One show that my wife and I have started to really get into is a show on HGTV called Extreme Living. I enjoy unusual houses and can't really stand the cookie-cutter, developer-builds-300-houses-using-4-house-plans types of houses, even though I live in one. I grew up in a custom home, and my wife did too, although her's is much more unique than mine was. That house is so different, it deserves it's own blog post. At least it was 100% paid for. Not many people can say that.

I want me some CORN!

I loved the crows in Charlotte's Web. It was really funny to watch them and their pursuit of corn. Corn! Corn! Corn! Oh, how I love thee.

Well, not really. But corn does provide us with grits, tortillas, popcorn, cornbread, and let's not forget the source of what-used-to-be-cheap sweetener that most packaged food manufacturers use instead of the more "costly" "regular" sugar: high fructose corn syrup. Now corn is the enemy to Ammon, as he is allergic to it. I hope he gets over it soon so we can enjoy the bounteous blessings of corn consumption.

For the next few days, we as a stake have the responsibility to harvest the corn growing in Erda on the Church's farm.

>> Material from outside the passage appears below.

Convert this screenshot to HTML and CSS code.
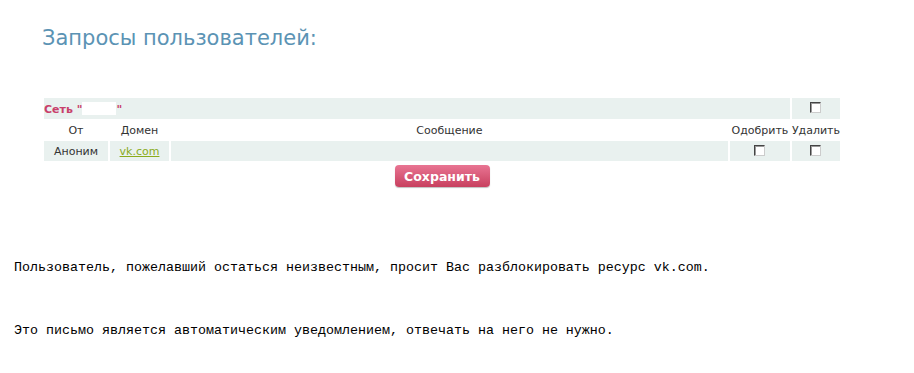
FILE: index.html
```html
<!DOCTYPE html>
<html>
<head>
<meta charset="utf-8">
<link rel="stylesheet" href="styles.css">
</head>
<body>
<div class="panel">
  <h1 class="title">Запросы пользователей:</h1>
  <table class="req">
    <tr class="net">
      <td colspan="4" class="netname">Сеть "<span class="mask"></span>"</td>
      <td class="chk"><span class="cb"></span></td>
    </tr>
    <tr class="head">
      <td class="c-from">От</td>
      <td class="c-dom">Домен</td>
      <td class="c-msg">Сообщение</td>
      <td class="c-ok">Одобрить</td>
      <td class="c-del">Удалить</td>
    </tr>
    <tr class="data">
      <td class="c-from">Аноним</td>
      <td class="c-dom"><a href="#" class="link">vk.com</a></td>
      <td class="c-msg"></td>
      <td class="chk"><span class="cb"></span></td>
      <td class="chk"><span class="cb"></span></td>
    </tr>
  </table>
  <div class="actions"><button class="save">Сохранить</button></div>
</div>
<pre class="mail">Пользователь, пожелавший остаться неизвестным, просит Вас разблокировать ресурс vk.com.</pre>
<pre class="mail second">Это письмо является автоматическим уведомлением, отвечать на него не нужно.</pre>
</body>
</html>
```
FILE: styles.css
```css
html, body { margin: 0; padding: 0; background: #fff; }
body { font-family: "DejaVu Sans", Verdana, sans-serif; }
.panel { padding-left: 42px; width: 800px; }
.title {
  margin: 0;
  padding: 23px 0 0 0;
  font-weight: normal;
  font-size: 21px;
  line-height: 30px;
  color: #5b93b4;
}
.req {
  margin-top: 43px;
  width: 800px;
  border-collapse: separate;
  border-spacing: 2px;
  font-size: 11px;
  color: #333;
}
.req td { padding: 0; }
.net td { background: #e9f1ef; height: 21px; }
.netname { color: #c8406a; font-weight: bold; font-size: 11px; }
.mask { display: inline-block; width: 34px; height: 13px; background: #fff; vertical-align: -2px; }
.head td { height: 18px; text-align: center; }
.data td { background: #e9f1ef; height: 20px; text-align: center; }
.c-from { width: 64px; }
.c-dom { width: 59px; }
.c-ok { width: 60px; }
.c-del { width: 48px; }
.chk { text-align: center; }
.cb {
  display: inline-block;
  width: 9px; height: 9px;
  background: #fff;
  border-top: 1px solid #444;
  border-left: 1px solid #444;
  border-right: 1px solid #ccc;
  border-bottom: 1px solid #ccc;
  box-shadow: inset 1px 1px 0 #999;
  vertical-align: -1px;
}
.link { color: #8aab1c; text-decoration: underline; }
.actions { display: flex; justify-content: center; padding-top: 2px; }
.save {
  width: 95px; height: 22px;
  border: 0;
  border-radius: 4px;
  background: linear-gradient(#e97593, #c8405f);
  color: #fff;
  font-family: "DejaVu Sans", Verdana, sans-serif;
  font-weight: bold;
  font-size: 12.5px;
  padding: 0;
  box-shadow: 0 1px 1px rgba(0,0,0,0.25);
}
.mail {
  margin: 0;
  padding-left: 14px;
  font-family: "Liberation Mono", "Courier New", monospace;
  font-size: 13.33px;
  line-height: 16px;
  color: #000;
  margin-top: 73px;
}
.mail.second { margin-top: 47px; }
```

I'm going to help out. I was told that I'm going to drive a truck on Saturday and to bring my iPod. I'm going to make sure it's charged before I go and work. I haven't worked on this kind of farm before. I worked on a Church grape vineyard before, (we called it a "grape farm" since we don't drink wine) and ended up loosing about 1/2" of my right pointer finger to a piece of machinery used in the processing of grapes. The grapes are used for juice and jams, etc. I'm not exactly sure what the corn is going to be used for, but I know that it will be for a good purpose.